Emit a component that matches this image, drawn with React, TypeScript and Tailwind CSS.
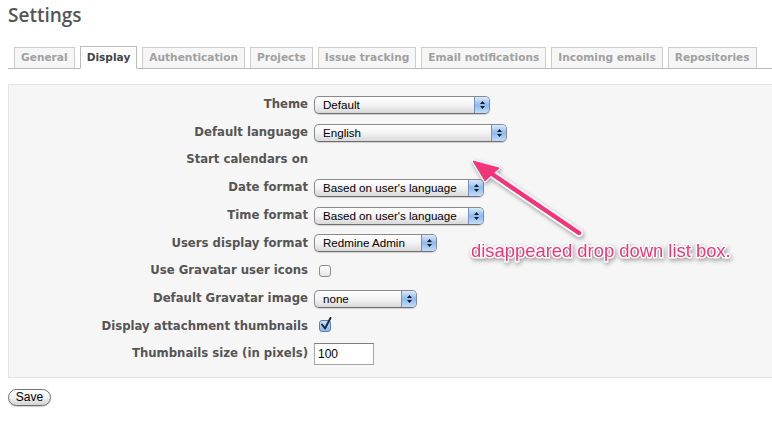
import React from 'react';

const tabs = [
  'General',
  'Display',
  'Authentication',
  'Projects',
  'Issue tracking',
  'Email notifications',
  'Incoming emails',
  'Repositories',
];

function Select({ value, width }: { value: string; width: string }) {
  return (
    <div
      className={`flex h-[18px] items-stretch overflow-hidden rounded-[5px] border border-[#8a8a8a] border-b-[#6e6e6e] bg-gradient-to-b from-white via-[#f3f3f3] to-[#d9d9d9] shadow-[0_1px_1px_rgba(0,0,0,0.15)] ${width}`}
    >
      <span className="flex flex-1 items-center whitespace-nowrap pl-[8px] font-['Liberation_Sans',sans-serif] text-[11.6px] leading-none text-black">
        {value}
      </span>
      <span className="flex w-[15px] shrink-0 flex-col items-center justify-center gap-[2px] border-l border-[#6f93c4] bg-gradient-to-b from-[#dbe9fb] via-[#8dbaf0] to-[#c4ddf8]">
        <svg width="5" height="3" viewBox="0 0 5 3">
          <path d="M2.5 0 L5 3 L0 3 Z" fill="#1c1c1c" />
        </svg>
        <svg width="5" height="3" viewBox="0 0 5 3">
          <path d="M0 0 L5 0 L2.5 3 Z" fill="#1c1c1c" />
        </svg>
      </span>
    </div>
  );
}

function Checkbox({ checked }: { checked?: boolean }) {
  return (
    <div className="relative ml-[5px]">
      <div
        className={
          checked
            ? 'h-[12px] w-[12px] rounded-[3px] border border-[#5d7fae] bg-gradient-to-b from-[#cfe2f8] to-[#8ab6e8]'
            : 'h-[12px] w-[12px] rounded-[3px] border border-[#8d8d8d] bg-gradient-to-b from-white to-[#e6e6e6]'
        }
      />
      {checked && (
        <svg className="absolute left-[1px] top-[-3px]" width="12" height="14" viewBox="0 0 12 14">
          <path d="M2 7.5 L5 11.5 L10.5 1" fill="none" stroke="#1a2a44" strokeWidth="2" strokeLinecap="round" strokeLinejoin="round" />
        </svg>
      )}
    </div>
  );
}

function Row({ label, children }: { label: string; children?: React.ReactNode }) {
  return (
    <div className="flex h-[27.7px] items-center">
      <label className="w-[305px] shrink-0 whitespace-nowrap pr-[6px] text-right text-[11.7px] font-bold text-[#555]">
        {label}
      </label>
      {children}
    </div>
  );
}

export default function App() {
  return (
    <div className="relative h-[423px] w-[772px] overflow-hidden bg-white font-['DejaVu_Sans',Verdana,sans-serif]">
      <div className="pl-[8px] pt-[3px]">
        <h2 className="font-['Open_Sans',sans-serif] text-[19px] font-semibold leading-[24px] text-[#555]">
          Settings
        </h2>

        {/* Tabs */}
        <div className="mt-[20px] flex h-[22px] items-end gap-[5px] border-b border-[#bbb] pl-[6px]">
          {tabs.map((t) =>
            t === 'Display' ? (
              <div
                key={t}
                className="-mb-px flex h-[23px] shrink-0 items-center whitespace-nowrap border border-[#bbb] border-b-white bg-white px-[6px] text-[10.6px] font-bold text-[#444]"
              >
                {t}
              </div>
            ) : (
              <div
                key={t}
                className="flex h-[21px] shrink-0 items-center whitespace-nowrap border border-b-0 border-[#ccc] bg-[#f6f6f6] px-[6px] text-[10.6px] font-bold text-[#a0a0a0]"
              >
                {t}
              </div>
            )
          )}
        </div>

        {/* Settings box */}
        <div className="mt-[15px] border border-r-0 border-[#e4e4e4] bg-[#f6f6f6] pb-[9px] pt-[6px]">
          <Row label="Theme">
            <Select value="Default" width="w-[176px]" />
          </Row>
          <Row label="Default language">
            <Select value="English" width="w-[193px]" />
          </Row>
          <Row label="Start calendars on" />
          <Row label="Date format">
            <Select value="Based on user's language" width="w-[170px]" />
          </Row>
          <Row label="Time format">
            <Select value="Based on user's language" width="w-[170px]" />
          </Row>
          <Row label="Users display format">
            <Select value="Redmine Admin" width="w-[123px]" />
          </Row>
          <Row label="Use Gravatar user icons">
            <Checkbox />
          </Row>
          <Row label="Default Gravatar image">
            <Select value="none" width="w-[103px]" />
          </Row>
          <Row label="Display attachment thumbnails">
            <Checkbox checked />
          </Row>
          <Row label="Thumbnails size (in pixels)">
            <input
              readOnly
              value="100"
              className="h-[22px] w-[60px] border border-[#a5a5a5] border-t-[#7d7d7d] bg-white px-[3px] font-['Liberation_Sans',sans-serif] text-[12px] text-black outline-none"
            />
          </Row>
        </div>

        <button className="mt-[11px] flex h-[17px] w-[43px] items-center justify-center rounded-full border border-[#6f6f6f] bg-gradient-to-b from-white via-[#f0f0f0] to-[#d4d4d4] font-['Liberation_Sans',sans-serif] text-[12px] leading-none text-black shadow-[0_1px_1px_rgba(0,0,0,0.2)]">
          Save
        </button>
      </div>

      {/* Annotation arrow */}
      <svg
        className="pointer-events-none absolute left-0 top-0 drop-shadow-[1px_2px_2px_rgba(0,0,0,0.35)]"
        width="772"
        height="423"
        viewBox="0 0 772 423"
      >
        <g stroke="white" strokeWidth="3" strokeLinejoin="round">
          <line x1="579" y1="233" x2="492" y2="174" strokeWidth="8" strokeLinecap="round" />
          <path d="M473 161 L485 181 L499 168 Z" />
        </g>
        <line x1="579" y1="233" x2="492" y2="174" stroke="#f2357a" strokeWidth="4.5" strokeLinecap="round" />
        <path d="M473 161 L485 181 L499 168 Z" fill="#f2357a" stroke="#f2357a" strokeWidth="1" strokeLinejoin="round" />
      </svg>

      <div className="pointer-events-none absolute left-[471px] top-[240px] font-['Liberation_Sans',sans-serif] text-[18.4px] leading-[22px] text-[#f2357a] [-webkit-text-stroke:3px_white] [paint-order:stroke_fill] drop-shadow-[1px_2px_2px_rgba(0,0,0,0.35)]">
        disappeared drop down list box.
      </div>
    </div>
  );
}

◆ **GOAL**
Reproduce the data above in full, exactly as it is, with the pictures left out.

◆ **RESPONSE TO THIS TASK**
Emit a component that matches this image, drawn with React, TypeScript and Tailwind CSS.
import React from 'react';

const tabs = [
  'General',
  'Display',
  'Authentication',
  'Projects',
  'Issue tracking',
  'Email notifications',
  'Incoming emails',
  'Repositories',
];

function Select({ value, width }: { value: string; width: string }) {
  return (
    <div
      className={`flex h-[18px] items-stretch overflow-hidden rounded-[5px] border border-[#8a8a8a] border-b-[#6e6e6e] bg-gradient-to-b from-white via-[#f3f3f3] to-[#d9d9d9] shadow-[0_1px_1px_rgba(0,0,0,0.15)] ${width}`}
    >
      <span className="flex flex-1 items-center whitespace-nowrap pl-[8px] font-['Liberation_Sans',sans-serif] text-[11.6px] leading-none text-black">
        {value}
      </span>
      <span className="flex w-[15px] shrink-0 flex-col items-center justify-center gap-[2px] border-l border-[#6f93c4] bg-gradient-to-b from-[#dbe9fb] via-[#8dbaf0] to-[#c4ddf8]">
        <svg width="5" height="3" viewBox="0 0 5 3">
          <path d="M2.5 0 L5 3 L0 3 Z" fill="#1c1c1c" />
        </svg>
        <svg width="5" height="3" viewBox="0 0 5 3">
          <path d="M0 0 L5 0 L2.5 3 Z" fill="#1c1c1c" />
        </svg>
      </span>
    </div>
  );
}

function Checkbox({ checked }: { checked?: boolean }) {
  return (
    <div className="relative ml-[5px]">
      <div
        className={
          checked
            ? 'h-[12px] w-[12px] rounded-[3px] border border-[#5d7fae] bg-gradient-to-b from-[#cfe2f8] to-[#8ab6e8]'
            : 'h-[12px] w-[12px] rounded-[3px] border border-[#8d8d8d] bg-gradient-to-b from-white to-[#e6e6e6]'
        }
      />
      {checked && (
        <svg className="absolute left-[1px] top-[-3px]" width="12" height="14" viewBox="0 0 12 14">
          <path d="M2 7.5 L5 11.5 L10.5 1" fill="none" stroke="#1a2a44" strokeWidth="2" strokeLinecap="round" strokeLinejoin="round" />
        </svg>
      )}
    </div>
  );
}

function Row({ label, children }: { label: string; children?: React.ReactNode }) {
  return (
    <div className="flex h-[27.7px] items-center">
      <label className="w-[305px] shrink-0 whitespace-nowrap pr-[6px] text-right text-[11.7px] font-bold text-[#555]">
        {label}
      </label>
      {children}
    </div>
  );
}

export default function App() {
  return (
    <div className="relative h-[423px] w-[772px] overflow-hidden bg-white font-['DejaVu_Sans',Verdana,sans-serif]">
      <div className="pl-[8px] pt-[3px]">
        <h2 className="font-['Open_Sans',sans-serif] text-[19px] font-semibold leading-[24px] text-[#555]">
          Settings
        </h2>

        {/* Tabs */}
        <div className="mt-[20px] flex h-[22px] items-end gap-[5px] border-b border-[#bbb] pl-[6px]">
          {tabs.map((t) =>
            t === 'Display' ? (
              <div
                key={t}
                className="-mb-px flex h-[23px] shrink-0 items-center whitespace-nowrap border border-[#bbb] border-b-white bg-white px-[6px] text-[10.6px] font-bold text-[#444]"
              >
                {t}
              </div>
            ) : (
              <div
                key={t}
                className="flex h-[21px] shrink-0 items-center whitespace-nowrap border border-b-0 border-[#ccc] bg-[#f6f6f6] px-[6px] text-[10.6px] font-bold text-[#a0a0a0]"
              >
                {t}
              </div>
            )
          )}
        </div>

        {/* Settings box */}
        <div className="mt-[15px] border border-r-0 border-[#e4e4e4] bg-[#f6f6f6] pb-[9px] pt-[6px]">
          <Row label="Theme">
            <Select value="Default" width="w-[176px]" />
          </Row>
          <Row label="Default language">
            <Select value="English" width="w-[193px]" />
          </Row>
          <Row label="Start calendars on" />
          <Row label="Date format">
            <Select value="Based on user's language" width="w-[170px]" />
          </Row>
          <Row label="Time format">
            <Select value="Based on user's language" width="w-[170px]" />
          </Row>
          <Row label="Users display format">
            <Select value="Redmine Admin" width="w-[123px]" />
          </Row>
          <Row label="Use Gravatar user icons">
            <Checkbox />
          </Row>
          <Row label="Default Gravatar image">
            <Select value="none" width="w-[103px]" />
          </Row>
          <Row label="Display attachment thumbnails">
            <Checkbox checked />
          </Row>
          <Row label="Thumbnails size (in pixels)">
            <input
              readOnly
              value="100"
              className="h-[22px] w-[60px] border border-[#a5a5a5] border-t-[#7d7d7d] bg-white px-[3px] font-['Liberation_Sans',sans-serif] text-[12px] text-black outline-none"
            />
          </Row>
        </div>

        <button className="mt-[11px] flex h-[17px] w-[43px] items-center justify-center rounded-full border border-[#6f6f6f] bg-gradient-to-b from-white via-[#f0f0f0] to-[#d4d4d4] font-['Liberation_Sans',sans-serif] text-[12px] leading-none text-black shadow-[0_1px_1px_rgba(0,0,0,0.2)]">
          Save
        </button>
      </div>

      {/* Annotation arrow */}
      <svg
        className="pointer-events-none absolute left-0 top-0 drop-shadow-[1px_2px_2px_rgba(0,0,0,0.35)]"
        width="772"
        height="423"
        viewBox="0 0 772 423"
      >
        <g stroke="white" strokeWidth="3" strokeLinejoin="round">
          <line x1="579" y1="233" x2="492" y2="174" strokeWidth="8" strokeLinecap="round" />
          <path d="M473 161 L485 181 L499 168 Z" />
        </g>
        <line x1="579" y1="233" x2="492" y2="174" stroke="#f2357a" strokeWidth="4.5" strokeLinecap="round" />
        <path d="M473 161 L485 181 L499 168 Z" fill="#f2357a" stroke="#f2357a" strokeWidth="1" strokeLinejoin="round" />
      </svg>

      <div className="pointer-events-none absolute left-[471px] top-[240px] font-['Liberation_Sans',sans-serif] text-[18.4px] leading-[22px] text-[#f2357a] [-webkit-text-stroke:3px_white] [paint-order:stroke_fill] drop-shadow-[1px_2px_2px_rgba(0,0,0,0.35)]">
        disappeared drop down list box.
      </div>
    </div>
  );
}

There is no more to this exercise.